Malèna (Monica Bellucci) is the mysterious and beautiful wife of an absent soldier - the object of lust for the local men and of obsessive speculation and suspicion for the women. But as tragic events unfold in her life, increasingly vicious gossip and ostracisation precipitate her fall from grace. All the while she is the object of all-consuming infatuation for our hero, the 13-year-old Renato (Giuseppe Sulfaro), who acquires a world-weary understanding of life as he stalks and spies on her.
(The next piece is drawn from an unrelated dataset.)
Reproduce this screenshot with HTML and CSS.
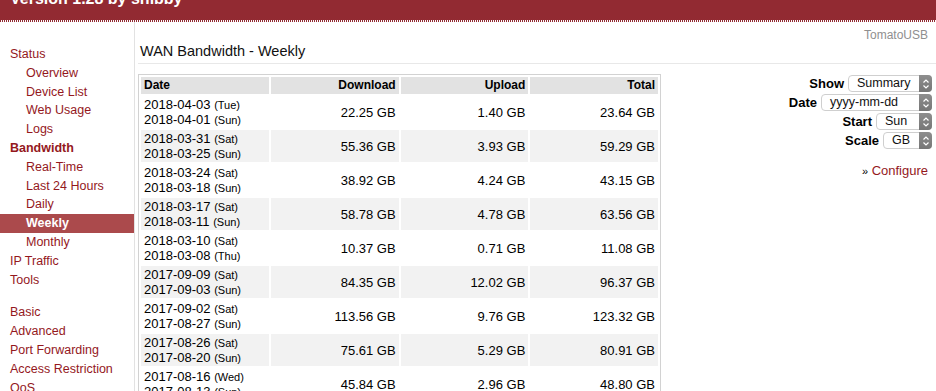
FILE: index.html
```html
<!DOCTYPE html>
<html>
<head>
  <meta charset="UTF-8" />
  <title>WAN Bandwidth - Weekly</title>
  <link rel="stylesheet" href="styles.css">
</head>
<body>
  <div class="header">
    <h1>Version 1.28 by shibby</h1>
  </div>
  <div class="dots"></div>

  <div class="page">
    <ul class="nav">
      <li class="top"><a href="#">Status</a></li>
      <li class="sub"><a href="#">Overview</a></li>
      <li class="sub"><a href="#">Device List</a></li>
      <li class="sub"><a href="#">Web Usage</a></li>
      <li class="sub"><a href="#">Logs</a></li>
      <li class="top open"><a href="#">Bandwidth</a></li>
      <li class="sub"><a href="#">Real-Time</a></li>
      <li class="sub"><a href="#">Last 24 Hours</a></li>
      <li class="sub"><a href="#">Daily</a></li>
      <li class="sub active"><a href="#">Weekly</a></li>
      <li class="sub"><a href="#">Monthly</a></li>
      <li class="top"><a href="#">IP Traffic</a></li>
      <li class="top"><a href="#">Tools</a></li>
      <li class="top spaced"><a href="#">Basic</a></li>
      <li class="top"><a href="#">Advanced</a></li>
      <li class="top"><a href="#">Port Forwarding</a></li>
      <li class="top"><a href="#">Access Restriction</a></li>
      <li class="top"><a href="#">QoS</a></li>
    </ul>

    <div class="main">
      <div class="brand">TomatoUSB</div>
      <div class="title">WAN Bandwidth - Weekly</div>

      <div class="content">
        <table class="bw">
          <tr class="head">
            <td class="date">Date</td>
            <td>Download</td>
            <td>Upload</td>
            <td>Total</td>
          </tr>
          <tr>
            <td class="date">2018-04-03 <small>(Tue)</small><br />2018-04-01 <small>(Sun)</small></td>
            <td>22.25 GB</td><td>1.40 GB</td><td>23.64 GB</td>
          </tr>
          <tr class="alt">
            <td class="date">2018-03-31 <small>(Sat)</small><br />2018-03-25 <small>(Sun)</small></td>
            <td>55.36 GB</td><td>3.93 GB</td><td>59.29 GB</td>
          </tr>
          <tr>
            <td class="date">2018-03-24 <small>(Sat)</small><br />2018-03-18 <small>(Sun)</small></td>
            <td>38.92 GB</td><td>4.24 GB</td><td>43.15 GB</td>
          </tr>
          <tr class="alt">
            <td class="date">2018-03-17 <small>(Sat)</small><br />2018-03-11 <small>(Sun)</small></td>
            <td>58.78 GB</td><td>4.78 GB</td><td>63.56 GB</td>
          </tr>
          <tr>
            <td class="date">2018-03-10 <small>(Sat)</small><br />2018-03-08 <small>(Thu)</small></td>
            <td>10.37 GB</td><td>0.71 GB</td><td>11.08 GB</td>
          </tr>
          <tr class="alt">
            <td class="date">2017-09-09 <small>(Sat)</small><br />2017-09-03 <small>(Sun)</small></td>
            <td>84.35 GB</td><td>12.02 GB</td><td>96.37 GB</td>
          </tr>
          <tr>
            <td class="date">2017-09-02 <small>(Sat)</small><br />2017-08-27 <small>(Sun)</small></td>
            <td>113.56 GB</td><td>9.76 GB</td><td>123.32 GB</td>
          </tr>
          <tr class="alt">
            <td class="date">2017-08-26 <small>(Sat)</small><br />2017-08-20 <small>(Sun)</small></td>
            <td>75.61 GB</td><td>5.29 GB</td><td>80.91 GB</td>
          </tr>
          <tr>
            <td class="date">2017-08-16 <small>(Wed)</small><br />2017-08-13 <small>(Sun)</small></td>
            <td>45.84 GB</td><td>2.96 GB</td><td>48.80 GB</td>
          </tr>
        </table>

        <div class="options">
          <div class="opt">
            <b>Show</b>
            <span class="select w-show">Summary<i class="step"><svg width="8" height="12" viewBox="0 0 8 12"><path d="M1.5 4.5 L4 2 L6.5 4.5 M1.5 7.5 L4 10 L6.5 7.5" fill="none" stroke="#fff" stroke-width="1.2"/></svg></i></span>
          </div>
          <div class="opt">
            <b>Date</b>
            <span class="select w-date">yyyy-mm-dd<i class="step"><svg width="8" height="12" viewBox="0 0 8 12"><path d="M1.5 4.5 L4 2 L6.5 4.5 M1.5 7.5 L4 10 L6.5 7.5" fill="none" stroke="#fff" stroke-width="1.2"/></svg></i></span>
          </div>
          <div class="opt">
            <b>Start</b>
            <span class="select w-start">Sun<i class="step"><svg width="8" height="12" viewBox="0 0 8 12"><path d="M1.5 4.5 L4 2 L6.5 4.5 M1.5 7.5 L4 10 L6.5 7.5" fill="none" stroke="#fff" stroke-width="1.2"/></svg></i></span>
          </div>
          <div class="opt">
            <b>Scale</b>
            <span class="select w-scale">GB<i class="step"><svg width="8" height="12" viewBox="0 0 8 12"><path d="M1.5 4.5 L4 2 L6.5 4.5 M1.5 7.5 L4 10 L6.5 7.5" fill="none" stroke="#fff" stroke-width="1.2"/></svg></i></span>
          </div>
          <div class="configure"><span class="raquo">&raquo;</span> <a href="#">Configure</a></div>
        </div>
      </div>
    </div>
  </div>
</body>
</html>
```

FILE: styles.css
```css
body {
  margin: 0;
  padding: 0;
  font-family: "Liberation Sans", Arial, sans-serif;
  font-size: 13px;
  color: #000;
  background-color: #fff;
  overflow: hidden;
}

.header {
  background-color: #922a32;
  height: 20px;
  overflow: hidden;
  padding-left: 10px;
}

.header h1 {
  margin: -12px 0 0 0;
  font-size: 16px;
  line-height: 22px;
  color: #fff;
  font-weight: bold;
}

.dots {
  height: 2px;
  background: repeating-linear-gradient(90deg, #922a32 0, #922a32 1px, #fff 1px, #fff 2px);
}

.page {
  display: flex;
  align-items: flex-start;
}

.nav {
  list-style: none;
  margin: 0;
  padding: 23px 0 0 0;
  width: 134px;
  border-right: 1px solid #e2e2e2;
  min-height: 400px;
  font-size: 12.5px;
}

.nav li {
  line-height: 18.8px;
  height: 18.8px;
}

.nav li a {
  display: block;
  text-decoration: none;
  color: #94181d;
}

.nav li.top a {
  padding-left: 10px;
}

.nav li.sub a {
  padding-left: 26px;
}

.nav li.open a {
  font-weight: bold;
}

.nav li.active a {
  background-color: #ab4a4c;
  color: #fff;
  font-weight: bold;
}

.nav li.spaced {
  margin-top: 14px;
}

.main {
  flex: 1;
  padding: 6px 0 0 3px;
}

.brand {
  text-align: right;
  font-size: 12px;
  line-height: 14px;
  color: #8f8f8f;
  padding-right: 8px;
}

.title {
  font-size: 14.5px;
  line-height: 18px;
  padding: 0 0 3px 2px;
  border-bottom: 1px solid #e8e8e8;
  color: #111;
}

.content {
  display: flex;
  justify-content: space-between;
  align-items: flex-start;
  margin-top: 10px;
}

.bw {
  width: 523px;
  border: 1px solid #d2d2d2;
  border-spacing: 2px;
  table-layout: fixed;
}

.bw td {
  text-align: right;
  padding: 1px 3px;
  line-height: 15px;
  height: 30px;
  font-size: 13px;
}

.bw td.date {
  text-align: left;
  width: 122px;
}

.bw small {
  font-size: 11px;
  line-height: 0;
}

.bw tr.head td {
  background-color: #e2e2e2;
  font-weight: bold;
  font-size: 12px;
  height: 15px;
  line-height: 15px;
}

.bw tr.alt td {
  background-color: #f2f2f2;
}

.options {
  margin-right: 4px;
  text-align: right;
}

.opt {
  display: flex;
  justify-content: flex-end;
  align-items: center;
  height: 19px;
  gap: 4px;
}

.opt b {
  font-size: 13px;
}

.select {
  position: relative;
  display: inline-block;
  box-sizing: border-box;
  height: 17px;
  line-height: 15px;
  border: 1px solid #cfcfcf;
  border-radius: 4px;
  background-color: #fff;
  font-size: 12.5px;
  text-align: left;
  padding-left: 8px;
  color: #111;
}

.select .step {
  position: absolute;
  top: -1px;
  right: -1px;
  width: 13px;
  height: 17px;
  border-radius: 0 4px 4px 0;
  background: linear-gradient(#8e8e8e, #767676);
  display: flex;
  align-items: center;
  justify-content: center;
}

.w-show { width: 84px; }
.w-date { width: 111px; }
.w-start { width: 56px; }
.w-scale { width: 49px; }

.configure {
  margin-top: 11px;
  line-height: 19px;
  padding-right: 4px;
}

.configure .raquo {
  font-size: 11px;
}

.configure a {
  color: #94181d;
  text-decoration: none;
}
```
At heart this is a coming-of-age film. The camera tracks Malèna's movements through the streets with the fetishistic prurience and persistence of Renato's eyes. The fantasy sequences in which Renato imagines Malèna and himself in a variety of movie genre parodies pay homage to the golden age of cinema. Indeed, Bellucci herself is shot with the kind of adoring light reminiscent of classic screen goddesses like Sophia Loren and Claudia Cardinale.
The stylised cameos and frenzied family and crowd scenes are sometimes grating, but Bellucci's and Sulfaro's performances give the film real resonance. Tornatore exploits the political context, but never over-eggs the powerful themes of fickle allegiances, parochial scapegoating, and the linkage of totalitarianism and mass hysteria.